* DATA EXTRACT
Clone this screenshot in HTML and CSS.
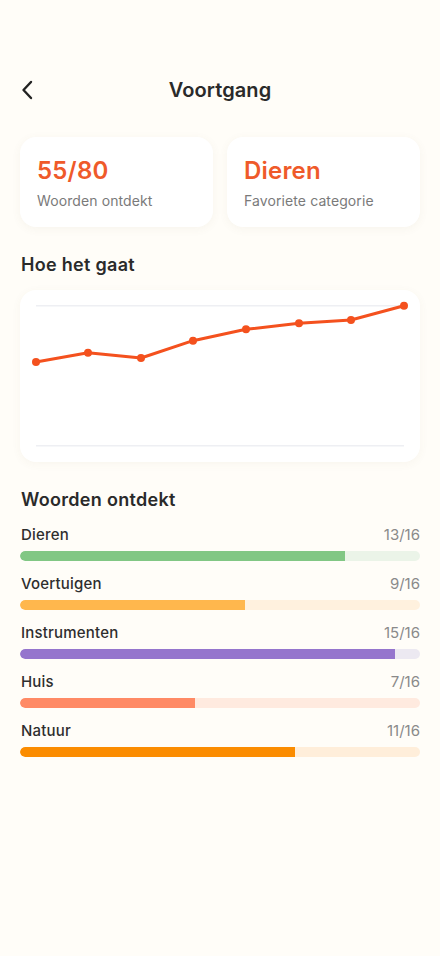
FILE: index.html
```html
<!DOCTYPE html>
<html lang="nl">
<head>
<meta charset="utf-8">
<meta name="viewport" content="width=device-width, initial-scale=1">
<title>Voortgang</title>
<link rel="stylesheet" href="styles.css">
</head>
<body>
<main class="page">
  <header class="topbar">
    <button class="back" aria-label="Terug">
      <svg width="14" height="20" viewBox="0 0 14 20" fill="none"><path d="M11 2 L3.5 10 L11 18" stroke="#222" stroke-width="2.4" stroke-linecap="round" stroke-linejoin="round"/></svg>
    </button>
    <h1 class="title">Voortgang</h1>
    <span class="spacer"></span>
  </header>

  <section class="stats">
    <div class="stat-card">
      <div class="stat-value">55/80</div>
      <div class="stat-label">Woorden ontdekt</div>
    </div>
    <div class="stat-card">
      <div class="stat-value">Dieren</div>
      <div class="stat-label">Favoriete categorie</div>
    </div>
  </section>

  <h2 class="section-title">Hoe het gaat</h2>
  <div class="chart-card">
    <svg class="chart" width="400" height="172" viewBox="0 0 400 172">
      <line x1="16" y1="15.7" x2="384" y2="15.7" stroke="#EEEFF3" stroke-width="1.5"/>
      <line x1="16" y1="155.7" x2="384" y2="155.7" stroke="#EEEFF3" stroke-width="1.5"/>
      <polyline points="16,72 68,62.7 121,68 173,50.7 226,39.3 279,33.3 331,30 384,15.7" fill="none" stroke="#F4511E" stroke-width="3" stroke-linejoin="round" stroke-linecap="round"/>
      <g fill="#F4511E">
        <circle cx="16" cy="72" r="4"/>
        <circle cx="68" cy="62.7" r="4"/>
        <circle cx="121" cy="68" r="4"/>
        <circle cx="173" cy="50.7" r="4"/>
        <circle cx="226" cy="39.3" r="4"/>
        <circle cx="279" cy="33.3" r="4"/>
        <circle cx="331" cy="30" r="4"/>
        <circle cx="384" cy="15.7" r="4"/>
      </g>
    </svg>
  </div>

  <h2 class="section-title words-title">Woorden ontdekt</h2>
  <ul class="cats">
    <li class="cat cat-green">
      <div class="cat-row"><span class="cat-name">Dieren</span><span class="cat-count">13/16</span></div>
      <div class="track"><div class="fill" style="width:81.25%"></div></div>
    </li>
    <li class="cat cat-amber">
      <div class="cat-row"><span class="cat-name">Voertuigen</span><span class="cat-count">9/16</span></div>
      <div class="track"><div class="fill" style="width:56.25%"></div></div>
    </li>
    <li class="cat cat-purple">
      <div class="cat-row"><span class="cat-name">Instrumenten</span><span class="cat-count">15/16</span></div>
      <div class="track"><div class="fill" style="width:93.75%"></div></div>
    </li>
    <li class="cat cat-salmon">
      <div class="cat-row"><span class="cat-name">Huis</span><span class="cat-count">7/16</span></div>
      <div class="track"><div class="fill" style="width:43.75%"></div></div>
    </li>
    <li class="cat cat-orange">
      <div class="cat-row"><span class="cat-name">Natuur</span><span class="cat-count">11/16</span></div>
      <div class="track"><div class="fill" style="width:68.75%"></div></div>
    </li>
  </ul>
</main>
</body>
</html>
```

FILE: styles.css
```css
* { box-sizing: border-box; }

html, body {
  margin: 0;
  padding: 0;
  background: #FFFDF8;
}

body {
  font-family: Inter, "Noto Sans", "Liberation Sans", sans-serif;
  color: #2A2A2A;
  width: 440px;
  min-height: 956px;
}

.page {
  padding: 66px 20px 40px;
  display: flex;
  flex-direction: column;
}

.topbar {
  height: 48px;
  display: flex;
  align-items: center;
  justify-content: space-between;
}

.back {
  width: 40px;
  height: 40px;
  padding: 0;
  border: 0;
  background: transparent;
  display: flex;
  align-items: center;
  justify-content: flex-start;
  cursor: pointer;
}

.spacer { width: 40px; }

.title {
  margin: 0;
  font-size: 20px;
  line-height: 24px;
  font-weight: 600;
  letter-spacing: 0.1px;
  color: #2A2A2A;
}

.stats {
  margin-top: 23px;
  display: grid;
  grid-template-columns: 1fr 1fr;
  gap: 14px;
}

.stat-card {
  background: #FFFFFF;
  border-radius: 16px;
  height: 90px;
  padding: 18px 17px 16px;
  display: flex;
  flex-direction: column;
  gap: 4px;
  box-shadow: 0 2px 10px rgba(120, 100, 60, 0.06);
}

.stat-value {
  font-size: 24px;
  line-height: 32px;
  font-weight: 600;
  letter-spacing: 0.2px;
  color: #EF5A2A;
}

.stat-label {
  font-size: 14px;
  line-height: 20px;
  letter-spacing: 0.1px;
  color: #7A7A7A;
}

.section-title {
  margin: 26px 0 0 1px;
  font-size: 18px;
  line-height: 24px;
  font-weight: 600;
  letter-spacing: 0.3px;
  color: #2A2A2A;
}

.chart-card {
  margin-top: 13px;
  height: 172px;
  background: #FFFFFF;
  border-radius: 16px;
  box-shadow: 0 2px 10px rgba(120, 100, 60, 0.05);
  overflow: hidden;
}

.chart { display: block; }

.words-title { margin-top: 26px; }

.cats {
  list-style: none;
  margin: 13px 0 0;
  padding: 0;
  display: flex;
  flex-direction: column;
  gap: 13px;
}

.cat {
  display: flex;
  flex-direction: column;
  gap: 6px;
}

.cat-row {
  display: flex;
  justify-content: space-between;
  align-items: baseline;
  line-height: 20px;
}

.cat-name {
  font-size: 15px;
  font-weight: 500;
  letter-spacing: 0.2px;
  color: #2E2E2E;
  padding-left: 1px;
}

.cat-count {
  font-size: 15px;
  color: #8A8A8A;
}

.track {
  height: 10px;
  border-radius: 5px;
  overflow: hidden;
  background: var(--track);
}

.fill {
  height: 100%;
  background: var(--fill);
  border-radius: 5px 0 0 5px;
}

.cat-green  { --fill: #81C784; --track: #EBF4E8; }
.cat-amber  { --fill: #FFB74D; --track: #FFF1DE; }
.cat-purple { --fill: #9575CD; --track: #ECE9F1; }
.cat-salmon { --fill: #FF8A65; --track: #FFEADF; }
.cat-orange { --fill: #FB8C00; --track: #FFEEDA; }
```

* EXERCISE GOAL
Without the images, write out each line of the data verbatim.

* SOLUTION TO THIS EXERCISE
Clone this screenshot in HTML and CSS.
FILE: index.html
```html
<!DOCTYPE html>
<html lang="nl">
<head>
<meta charset="utf-8">
<meta name="viewport" content="width=device-width, initial-scale=1">
<title>Voortgang</title>
<link rel="stylesheet" href="styles.css">
</head>
<body>
<main class="page">
  <header class="topbar">
    <button class="back" aria-label="Terug">
      <svg width="14" height="20" viewBox="0 0 14 20" fill="none"><path d="M11 2 L3.5 10 L11 18" stroke="#222" stroke-width="2.4" stroke-linecap="round" stroke-linejoin="round"/></svg>
    </button>
    <h1 class="title">Voortgang</h1>
    <span class="spacer"></span>
  </header>

  <section class="stats">
    <div class="stat-card">
      <div class="stat-value">55/80</div>
      <div class="stat-label">Woorden ontdekt</div>
    </div>
    <div class="stat-card">
      <div class="stat-value">Dieren</div>
      <div class="stat-label">Favoriete categorie</div>
    </div>
  </section>

  <h2 class="section-title">Hoe het gaat</h2>
  <div class="chart-card">
    <svg class="chart" width="400" height="172" viewBox="0 0 400 172">
      <line x1="16" y1="15.7" x2="384" y2="15.7" stroke="#EEEFF3" stroke-width="1.5"/>
      <line x1="16" y1="155.7" x2="384" y2="155.7" stroke="#EEEFF3" stroke-width="1.5"/>
      <polyline points="16,72 68,62.7 121,68 173,50.7 226,39.3 279,33.3 331,30 384,15.7" fill="none" stroke="#F4511E" stroke-width="3" stroke-linejoin="round" stroke-linecap="round"/>
      <g fill="#F4511E">
        <circle cx="16" cy="72" r="4"/>
        <circle cx="68" cy="62.7" r="4"/>
        <circle cx="121" cy="68" r="4"/>
        <circle cx="173" cy="50.7" r="4"/>
        <circle cx="226" cy="39.3" r="4"/>
        <circle cx="279" cy="33.3" r="4"/>
        <circle cx="331" cy="30" r="4"/>
        <circle cx="384" cy="15.7" r="4"/>
      </g>
    </svg>
  </div>

  <h2 class="section-title words-title">Woorden ontdekt</h2>
  <ul class="cats">
    <li class="cat cat-green">
      <div class="cat-row"><span class="cat-name">Dieren</span><span class="cat-count">13/16</span></div>
      <div class="track"><div class="fill" style="width:81.25%"></div></div>
    </li>
    <li class="cat cat-amber">
      <div class="cat-row"><span class="cat-name">Voertuigen</span><span class="cat-count">9/16</span></div>
      <div class="track"><div class="fill" style="width:56.25%"></div></div>
    </li>
    <li class="cat cat-purple">
      <div class="cat-row"><span class="cat-name">Instrumenten</span><span class="cat-count">15/16</span></div>
      <div class="track"><div class="fill" style="width:93.75%"></div></div>
    </li>
    <li class="cat cat-salmon">
      <div class="cat-row"><span class="cat-name">Huis</span><span class="cat-count">7/16</span></div>
      <div class="track"><div class="fill" style="width:43.75%"></div></div>
    </li>
    <li class="cat cat-orange">
      <div class="cat-row"><span class="cat-name">Natuur</span><span class="cat-count">11/16</span></div>
      <div class="track"><div class="fill" style="width:68.75%"></div></div>
    </li>
  </ul>
</main>
</body>
</html>
```

FILE: styles.css
```css
* { box-sizing: border-box; }

html, body {
  margin: 0;
  padding: 0;
  background: #FFFDF8;
}

body {
  font-family: Inter, "Noto Sans", "Liberation Sans", sans-serif;
  color: #2A2A2A;
  width: 440px;
  min-height: 956px;
}

.page {
  padding: 66px 20px 40px;
  display: flex;
  flex-direction: column;
}

.topbar {
  height: 48px;
  display: flex;
  align-items: center;
  justify-content: space-between;
}

.back {
  width: 40px;
  height: 40px;
  padding: 0;
  border: 0;
  background: transparent;
  display: flex;
  align-items: center;
  justify-content: flex-start;
  cursor: pointer;
}

.spacer { width: 40px; }

.title {
  margin: 0;
  font-size: 20px;
  line-height: 24px;
  font-weight: 600;
  letter-spacing: 0.1px;
  color: #2A2A2A;
}

.stats {
  margin-top: 23px;
  display: grid;
  grid-template-columns: 1fr 1fr;
  gap: 14px;
}

.stat-card {
  background: #FFFFFF;
  border-radius: 16px;
  height: 90px;
  padding: 18px 17px 16px;
  display: flex;
  flex-direction: column;
  gap: 4px;
  box-shadow: 0 2px 10px rgba(120, 100, 60, 0.06);
}

.stat-value {
  font-size: 24px;
  line-height: 32px;
  font-weight: 600;
  letter-spacing: 0.2px;
  color: #EF5A2A;
}

.stat-label {
  font-size: 14px;
  line-height: 20px;
  letter-spacing: 0.1px;
  color: #7A7A7A;
}

.section-title {
  margin: 26px 0 0 1px;
  font-size: 18px;
  line-height: 24px;
  font-weight: 600;
  letter-spacing: 0.3px;
  color: #2A2A2A;
}

.chart-card {
  margin-top: 13px;
  height: 172px;
  background: #FFFFFF;
  border-radius: 16px;
  box-shadow: 0 2px 10px rgba(120, 100, 60, 0.05);
  overflow: hidden;
}

.chart { display: block; }

.words-title { margin-top: 26px; }

.cats {
  list-style: none;
  margin: 13px 0 0;
  padding: 0;
  display: flex;
  flex-direction: column;
  gap: 13px;
}

.cat {
  display: flex;
  flex-direction: column;
  gap: 6px;
}

.cat-row {
  display: flex;
  justify-content: space-between;
  align-items: baseline;
  line-height: 20px;
}

.cat-name {
  font-size: 15px;
  font-weight: 500;
  letter-spacing: 0.2px;
  color: #2E2E2E;
  padding-left: 1px;
}

.cat-count {
  font-size: 15px;
  color: #8A8A8A;
}

.track {
  height: 10px;
  border-radius: 5px;
  overflow: hidden;
  background: var(--track);
}

.fill {
  height: 100%;
  background: var(--fill);
  border-radius: 5px 0 0 5px;
}

.cat-green  { --fill: #81C784; --track: #EBF4E8; }
.cat-amber  { --fill: #FFB74D; --track: #FFF1DE; }
.cat-purple { --fill: #9575CD; --track: #ECE9F1; }
.cat-salmon { --fill: #FF8A65; --track: #FFEADF; }
.cat-orange { --fill: #FB8C00; --track: #FFEEDA; }
```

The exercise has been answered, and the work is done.